A: It’s funny you ask, (as I was) getting ready to do “The State of Things” (on WUNC) I thought: I’ve got to call Rosecrans – he speaks French – and make sure I have the pronunciation right.
One interesting thing I learned, from the birth mother I talked to, is that parents planning to give up a child for adoption will often give them really odd names or weird spellings so that they’re easy to Google later, if they want to find them.
I couldn’t believe that was a thing. That would have never, ever, ever crossed my mind. It made me think about the whole modern situation of adoption, and that comes into play in the book. And it speaks to the consciousness of a 19-year-old in today’s world. That’s the fun of fiction right there, getting this thing out into a story that I would have never thought of on my own.

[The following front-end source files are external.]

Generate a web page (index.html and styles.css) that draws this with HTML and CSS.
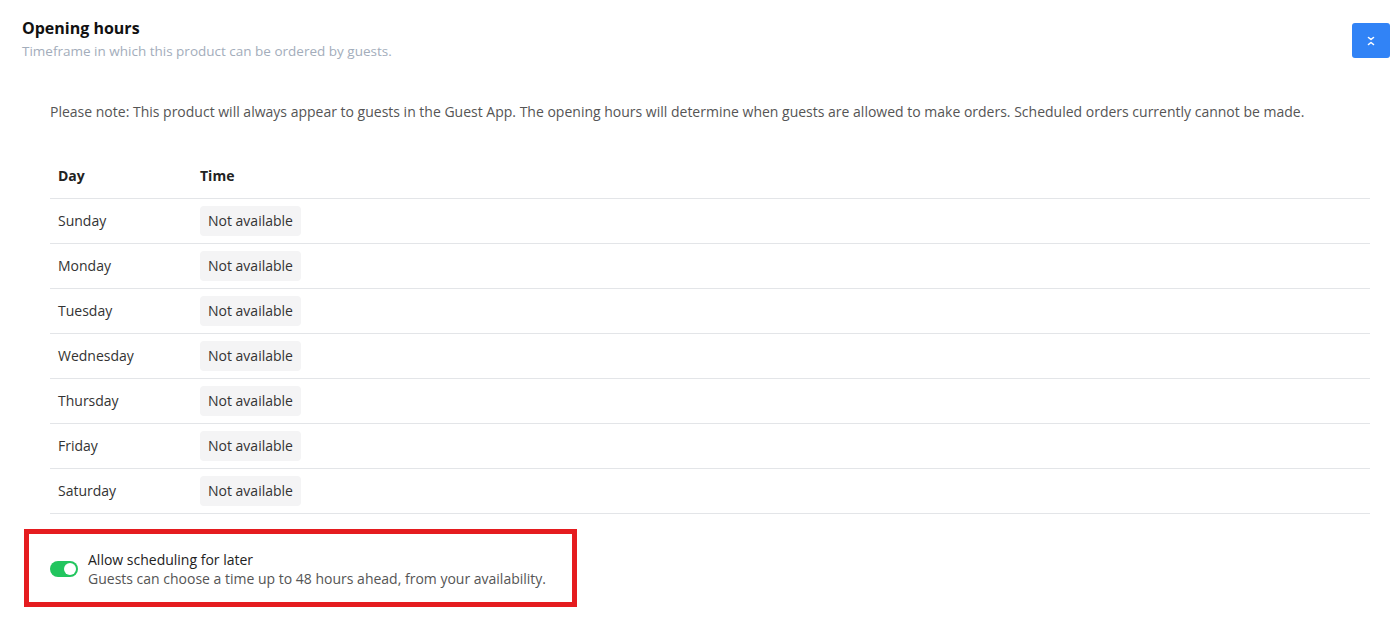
FILE: index.html
```html
<!DOCTYPE html>
<html>
<head>
<meta charset="utf-8">
<link rel="stylesheet" href="styles.css">
</head>
<body>
<div class="card">
  <div class="head">
    <div>
      <h2 class="title">Opening hours</h2>
      <p class="subtitle">Timeframe in which this product can be ordered by guests.</p>
    </div>
    <button class="collapse-btn" aria-label="Collapse">
      <svg width="12" height="12" viewBox="0 0 12 12"><path d="M3.5 2.5 L6 4.5 L8.5 2.5 M3.5 9.5 L6 7.5 L8.5 9.5" fill="none" stroke="#fff" stroke-width="1.6" stroke-linecap="round" stroke-linejoin="round"/></svg>
    </button>
  </div>
  <div class="content">
    <p class="note">Please note: This product will always appear to guests in the Guest App. The opening hours will determine when guests are allowed to make orders. Scheduled orders currently cannot be made.</p>
    <table class="hours">
      <thead>
        <tr><th class="col-day">Day</th><th>Time</th></tr>
      </thead>
      <tbody>
        <tr><td>Sunday</td><td><span class="pill">Not available</span></td></tr>
        <tr><td>Monday</td><td><span class="pill">Not available</span></td></tr>
        <tr><td>Tuesday</td><td><span class="pill">Not available</span></td></tr>
        <tr><td>Wednesday</td><td><span class="pill">Not available</span></td></tr>
        <tr><td>Thursday</td><td><span class="pill">Not available</span></td></tr>
        <tr><td>Friday</td><td><span class="pill">Not available</span></td></tr>
        <tr><td>Saturday</td><td><span class="pill">Not available</span></td></tr>
      </tbody>
    </table>
  </div>
  <div class="highlight">
    <span class="toggle"><span class="knob"></span></span>
    <div class="toggle-text">
      <div class="toggle-title">Allow scheduling for later</div>
      <div class="toggle-desc">Guests can choose a time up to 48 hours ahead, from your availability.</div>
    </div>
  </div>
</div>
</body>
</html>
```
FILE: styles.css
```css
* { box-sizing: border-box; }
body {
  margin: 0;
  font-family: "Open Sans", "Liberation Sans", sans-serif;
  color: #222;
  background: #fff;
}
.card {
  padding: 17px 6px 0 22px;
}
.head {
  display: flex;
  justify-content: space-between;
  align-items: flex-start;
}
.title {
  margin: 0;
  font-size: 16px;
  line-height: 22px;
  font-weight: 700;
  color: #111;
}
.subtitle {
  margin: 2px 0 0;
  font-size: 13.5px;
  line-height: 20px;
  color: #a3adbb;
}
.collapse-btn {
  margin-top: 6px;
  width: 38px;
  height: 35px;
  border: none;
  border-radius: 3px;
  background: #3183f6;
  display: flex;
  align-items: center;
  justify-content: center;
  padding: 0;
}
.content {
  margin-left: 28px;
  margin-right: 20px;
}
.note {
  margin: 41px 0 0;
  font-size: 14px;
  line-height: 20px;
  color: #555;
}
.hours {
  width: 100%;
  border-collapse: collapse;
  margin-top: 31px;
  font-size: 14px;
}
.hours th {
  text-align: left;
  font-weight: 700;
  color: #222;
  height: 45px;
  padding: 0 8px;
  border-bottom: 1px solid #e3e5e8;
}
.hours th.col-day { width: 150px; }
.hours td {
  height: 45px;
  padding: 0 8px;
  border-bottom: 1px solid #e3e5e8;
  color: #333;
}
.pill {
  display: inline-block;
  background: #f4f4f5;
  border-radius: 4px;
  padding: 5px 8px;
  line-height: 20px;
  color: #333;
}
.hours td:last-child { padding-left: 0; }
.hours th:last-child { padding-left: 0; }
.highlight {
  margin: 15px 0 0 2px;
  width: 553px;
  border: 5px solid #e51c1f;
  display: flex;
  align-items: center;
  gap: 10px;
  padding: 16px 20px 14px 21px;
}
.toggle {
  width: 28px;
  height: 16px;
  border-radius: 8px;
  background: #22c55e;
  position: relative;
  flex: none;
}
.knob {
  position: absolute;
  right: 2px;
  top: 2px;
  width: 12px;
  height: 12px;
  border-radius: 50%;
  background: #fff;
}
.toggle-title {
  font-size: 14px;
  line-height: 19px;
  color: #222;
}
.toggle-desc {
  font-size: 14px;
  line-height: 19px;
  color: #555;
}
```
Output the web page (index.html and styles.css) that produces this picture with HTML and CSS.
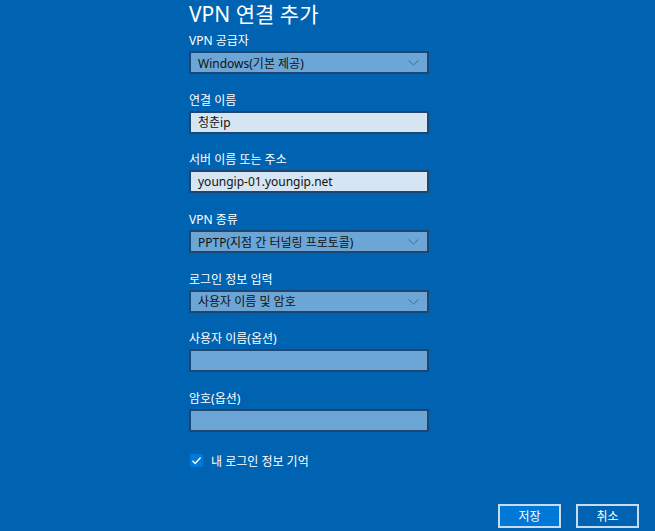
FILE: index.html
```html
<!DOCTYPE html>
<html lang="ko">
<head>
    <meta charset="UTF-8">
    <meta name="viewport" content="width=device-width, initial-scale=1.0">
    <title>VPN 연결 추가</title>
    <link rel="stylesheet" href="styles.css">
</head>
<body>

    <!-- Form column -->
    <div class="panel">
        <h1 class="title">VPN 연결 추가</h1>

        <div class="field">
            <div class="label">VPN 공급자</div>
            <div class="select">
                <span>Windows(기본 제공)</span>
                <svg class="chevron" width="11" height="6" viewBox="0 0 11 6"><path d="M0.5 0.5 L5.5 5 L10.5 0.5" fill="none" stroke="#3b6e9e" stroke-width="1"/></svg>
            </div>
        </div>

        <div class="field">
            <div class="label">연결 이름</div>
            <div class="input">청춘ip</div>
        </div>

        <div class="field">
            <div class="label">서버 이름 또는 주소</div>
            <div class="input">youngip-01.youngip.net</div>
        </div>

        <div class="field">
            <div class="label">VPN 종류</div>
            <div class="select">
                <span>PPTP(지점 간 터널링 프로토콜)</span>
                <svg class="chevron" width="11" height="6" viewBox="0 0 11 6"><path d="M0.5 0.5 L5.5 5 L10.5 0.5" fill="none" stroke="#3b6e9e" stroke-width="1"/></svg>
            </div>
        </div>

        <div class="field">
            <div class="label">로그인 정보 입력</div>
            <div class="select">
                <span>사용자 이름 및 암호</span>
                <svg class="chevron" width="11" height="6" viewBox="0 0 11 6"><path d="M0.5 0.5 L5.5 5 L10.5 0.5" fill="none" stroke="#3b6e9e" stroke-width="1"/></svg>
            </div>
        </div>

        <div class="field">
            <div class="label">사용자 이름(옵션)</div>
            <div class="select empty"></div>
        </div>

        <div class="field">
            <div class="label">암호(옵션)</div>
            <div class="select empty"></div>
        </div>

        <div class="remember">
            <span class="checkbox">
                <svg width="13" height="13" viewBox="0 0 13 13"><path d="M2.5 6.8 L5.2 9.4 L10.6 3.6" fill="none" stroke="#ffffff" stroke-width="1.4"/></svg>
            </span>
            <span>내 로그인 정보 기억</span>
        </div>
    </div>

    <!-- Buttons -->
    <div class="actions">
        <button class="btn primary">저장</button>
        <button class="btn">취소</button>
    </div>

</body>
</html>
```

FILE: styles.css
```css
* {
    margin: 0;
    padding: 0;
    box-sizing: border-box;
}

body {
    font-family: 'Noto Sans', 'Noto Sans CJK KR', sans-serif;
    width: 655px;
    height: 531px;
    overflow: hidden;
    background-color: #0063b1;
    color: #ffffff;
    font-size: 12px;
}

/* Form column */
.panel {
    width: 240px;
    margin-left: 189px;
    display: flex;
    flex-direction: column;
}

.title {
    font-size: 21px;
    font-weight: normal;
    line-height: 28px;
    height: 31px;
}

.field {
    display: flex;
    flex-direction: column;
    gap: 2px;
    margin-bottom: 16.7px;
}

.label {
    line-height: 16px;
    height: 18px;
    padding-top: 2px;
}

.select,
.input {
    height: 23px;
    border: 2px solid #1d4673;
    display: flex;
    align-items: center;
    justify-content: space-between;
    padding: 0 8px 0 7px;
    color: #111111;
}

.select {
    background-color: #6ca6d6;
}

.input {
    background-color: #d5e5f3;
}

.chevron {
    margin-top: 1px;
}

/* Remember checkbox */
.remember {
    display: flex;
    align-items: center;
    gap: 8px;
    margin-top: 4px;
    margin-left: 1px;
    height: 16px;
}

.checkbox {
    width: 13px;
    height: 13px;
    background-color: #0078d7;
    display: flex;
}

/* Buttons */
.actions {
    display: flex;
    justify-content: flex-end;
    gap: 15px;
    padding-right: 16px;
    margin-top: 35px;
}

.btn {
    width: 63px;
    height: 24px;
    font-family: 'Noto Sans CJK KR', sans-serif;
    font-size: 12px;
    color: #ffffff;
    background-color: #0063b1;
    border: 2px solid #c7dcef;
}

.btn.primary {
    background-color: #0078d7;
}
```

Q: Now that you’re in the academic world, how do you like teaching?
A: I love teaching. I really do. I think if I hadn’t found a way to teach creative writing at the college level, I would have tried to get there through a traditional Ph.D., or just taught at the secondary school.
It suits my personality. I’m comfortable talking to people. And it’s really great me for me. Because fiction writers, you know, it can get really lonely. You spend hours alone just imaging things. So for me, it’s great to have an excuse to go into a room full of other people who are totally ready to talk about fiction.
I’ve had this experience before – several times with the new book – where I’m giving a student advice about writing fiction and I have an epiphany about what I’m working on. I do things in my writing that are the exact thing I’m telling my students to avoid doing. The exact thing. It’s so hard to get perspective on your own writing. Classes help keep me thinking about the craft.
So yeah, I just love it. For example, I’ve been sitting here this morning writing a lecture on “The Great Gatsby” and it’s like – I just can’t believe I get to spend my morning this way.